Phase 1 -- Define the Problem
A well-defined problem is half-solved. Engineering problem definition translates a vague need ("we need a better bridge") into a precise engineering problem statement with measurable criteria.
Template. Design a [system/component] that [primary function] for [stakeholders] subject to [key constraints], measured by [success criteria].
Worked example. Design a pedestrian bridge that spans a 30-meter river crossing for a rural community subject to a $200K budget and 12-month timeline, measured by load capacity (minimum 500 kg/m), deflection limits (L/360), and 50-year design life.
Common mistake. Jumping to solutions before defining the problem. "We need a suspension bridge" is a solution, not a problem statement. The problem statement must be solution-neutral to preserve the design space.
Stakeholder Analysis
Every engineering project has stakeholders beyond the end user. A bridge serves pedestrians but must also satisfy regulators, maintenance crews, the funding authority, and adjacent property owners. Missing a stakeholder leads to requirements gaps that surface late, when they are expensive to fix.
Map stakeholders using: Who uses it? Who pays for it? Who maintains it? Who regulates it? Who is affected by it?
Phase 2 -- Research
Before generating new designs, understand what exists. Research covers:
- Prior art: What solutions exist for similar problems? What worked and what failed?
- Physics and materials: What physical principles govern the problem domain?
- Standards and codes: What regulatory requirements constrain the design?
- Failure history: What engineering failures in this domain provide lessons?
Research is not optional.
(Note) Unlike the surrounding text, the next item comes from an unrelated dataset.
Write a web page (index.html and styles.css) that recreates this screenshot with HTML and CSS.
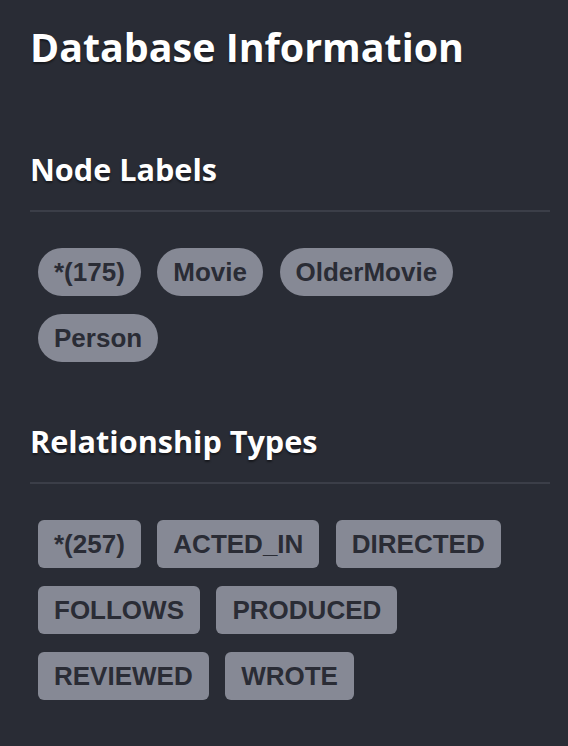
FILE: index.html
```html
<!DOCTYPE html>
<html>
<head>
<meta charset="utf-8">
<link rel="stylesheet" href="styles.css">
</head>
<body>
<div class="panel">
  <h1 class="title">Database Information</h1>
  <section class="section">
    <h3 class="section-title">Node Labels</h3>
    <div class="tags">
      <span class="tag pill">*(175)</span>
      <span class="tag pill">Movie</span>
      <span class="tag pill">OlderMovie</span>
      <span class="tag pill">Person</span>
    </div>
  </section>
  <section class="section">
    <h3 class="section-title">Relationship Types</h3>
    <div class="tags">
      <span class="tag rect">*(257)</span>
      <span class="tag rect">ACTED_IN</span>
      <span class="tag rect">DIRECTED</span>
      <span class="tag rect">FOLLOWS</span>
      <span class="tag rect">PRODUCED</span>
      <span class="tag rect">REVIEWED</span>
      <span class="tag rect">WROTE</span>
    </div>
  </section>
</div>
</body>
</html>
```
FILE: styles.css
```css
html, body {
  margin: 0;
  padding: 0;
  background: #292c35;
}
.panel {
  padding: 23px 18px 0 30px;
}
.title {
  margin: 0;
  font-family: "Open Sans", sans-serif;
  font-weight: 700;
  font-size: 39.4px;
  line-height: 48px;
  color: #fff;
  text-shadow: 0 2px 2px rgba(0, 0, 0, 0.45);
}
.section {
  margin-top: 78px;
}
.section + .section {
  margin-top: 59px;
}
.section-title {
  margin: 0;
  padding-bottom: 21px;
  border-bottom: 2px solid #3b3e48;
  font-family: "Open Sans", sans-serif;
  font-weight: 700;
  font-size: 30.6px;
  line-height: 40px;
  color: #fff;
  text-shadow: 0 2px 2px rgba(0, 0, 0, 0.45);
}
.tags {
  display: flex;
  flex-wrap: wrap;
  gap: 18px 16.5px;
  padding: 36px 0 0 8px;
}
.tag {
  display: inline-block;
  height: 48px;
  line-height: 48px;
  padding: 0 16px;
  background: #868995;
  color: #2a2c35;
  font-family: "Liberation Sans", Arial, sans-serif;
  font-weight: 700;
  font-size: 26px;
}
.pill {
  border-radius: 24px;
}
.rect {
  border-radius: 6px;
}
```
Skipping it leads to reinventing known solutions or, worse, repeating known failures. The Hyatt Regency walkway collapse (1981) resulted from a design change that no one analyzed against structural principles -- a failure of research and review, not of engineering knowledge.
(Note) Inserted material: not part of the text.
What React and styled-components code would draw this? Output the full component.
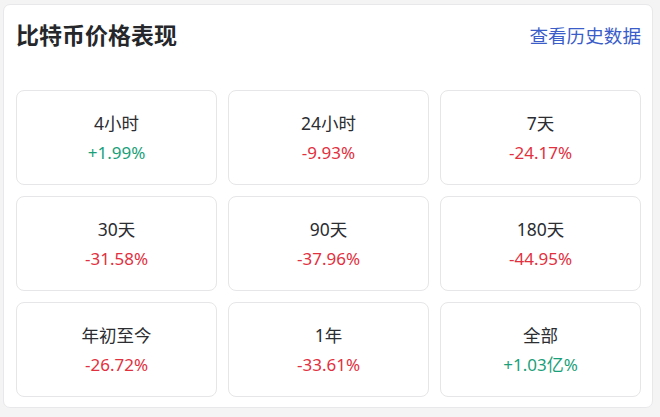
import React from 'react';
import styled, { createGlobalStyle } from 'styled-components';

const GlobalStyle = createGlobalStyle`
  html, body {
    margin: 0;
    background: #f4f4f5;
  }
  body {
    padding: 4px 7px 0 3px;
    font-family: "Noto Sans", "Noto Sans CJK SC", sans-serif;
  }
`;

const Card = styled.div`
  width: 650px;
  height: 404px;
  box-sizing: border-box;
  background: #fff;
  border: 1px solid #e8e8ea;
  border-radius: 7px;
  padding: 0 11px 11px 12px;
`;

const Header = styled.div`
  height: 58px;
  display: flex;
  align-items: center;
  justify-content: space-between;
`;

const Title = styled.h2`
  margin: 0;
  font-size: 23px;
  font-weight: 700;
  color: #25272b;
  font-family: "Noto Sans CJK SC", sans-serif;
`;

const Link = styled.a`
  font-size: 18.6px;
  color: #3b5dc9;
  text-decoration: none;
  font-family: "Noto Sans CJK SC", sans-serif;
`;

const Grid = styled.div`
  margin-top: 27px;
  display: grid;
  grid-template-columns: repeat(3, 201px);
  grid-auto-rows: 95px;
  gap: 11px;
`;

const Tile = styled.div`
  border: 1px solid #e6e6e8;
  border-radius: 8px;
  display: flex;
  flex-direction: column;
  align-items: center;
  justify-content: center;
  gap: 2px;
`;

const Label = styled.div`
  font-size: 17.5px;
  line-height: 27px;
  color: #2b2d31;
`;

const Value = styled.div`
  font-size: 17px;
  line-height: 27px;
  color: ${p => (p.$up ? '#1a9f7a' : '#e2303e')};
`;

const data = [
  ['4小时', '+1.99%'],
  ['24小时', '-9.93%'],
  ['7天', '-24.17%'],
  ['30天', '-31.58%'],
  ['90天', '-37.96%'],
  ['180天', '-44.95%'],
  ['年初至今', '-26.72%'],
  ['1年', '-33.61%'],
  ['全部', '+1.03亿%'],
];

export default function App() {
  return (
    <>
      <GlobalStyle />
      <Card>
        <Header>
          <Title>比特币价格表现</Title>
          <Link href="#">查看历史数据</Link>
        </Header>
        <Grid>
          {data.map(([label, value]) => (
            <Tile key={label}>
              <Label>{label}</Label>
              <Value $up={value.startsWith('+')}>{value}</Value>
            </Tile>
          ))}
        </Grid>
      </Card>
    </>
  );
}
Phase 3 -- Specify Requirements
Requirements are the contract between the problem and the solution. They must be:
- Measurable: "Strong enough" is not a requirement. "Withstand 500 kg/m distributed load with deflection less than L/360" is.
- Testable: Every requirement must have a corresponding test. If you cannot test it, you cannot verify it.
- Traceable: Each requirement links back to a stakeholder need and forward to a design feature.
- Prioritized: Must-have (the design fails without it) vs. should-have (the design is degraded without it) vs. nice-to-have (improvement, not essential).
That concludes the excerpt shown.